Á l’époque antique, la colline qui surplombe le Forum romano était couverte d’une multitude de temples, arcs de triomphe et colonnes, parmi lesquels les temples dédiés à Jupiter (plusieurs fois reconstruits) et à la « mère des muses » Junon. Tous ces monuments s’écroulèrent au fil des siècles.
C’est Michel-Ange qui tira le lieu de ces ruines en dessinant, en 1536 à la demande du pape Paul III, les plans de la place actuelle. Il ne la verra cependant jamais achevée.
En gravissant l’escalier, mon regard est attiré par une modeste mais touchante statue d’un certain Cola di Rienzo qui, au XIVe siècle, bafoua l’autorité du pape en voulant rétablir la république.
En haut des marches, m’accueillent les statues monumentales des Dioscures, les jumeaux Castor et Pollux dont je vous avais entretenu lors de ma visite au Quirinal.

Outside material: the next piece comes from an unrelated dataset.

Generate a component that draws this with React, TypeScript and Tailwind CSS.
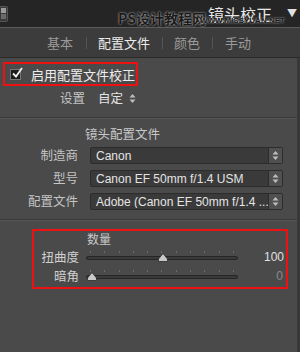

Au milieu de la place, trône une copie de la statue équestre de Marc-Aurèle dont l’original peut être vu juste à côté, à l’intérieur du Palazzo Nuovo. On dit qu’elle aurait été sauvegardée parce qu’on crut longtemps qu’il s’agissait de Constantin, un empereur qui mit fin à la persécution des chrétiens.
Au fond, le palais des Sénateurs fut construit au XIIe siècle sur les ruines de l’antique Tabularium lorsque, encouragé par Arnaud de Brescia qui stigmatisait la corruption du clergé, le peuple instaura la Commune romaine. Il abritait alors les réunions des magistrats. Il ne se visite pas et est aujourd’hui le siège de la municipalité de Rome.
Devant, une fontaine rend hommage, à travers ses sculptures, à la déesse Minerve ainsi qu’aux fleuves du Tibre et du Nil.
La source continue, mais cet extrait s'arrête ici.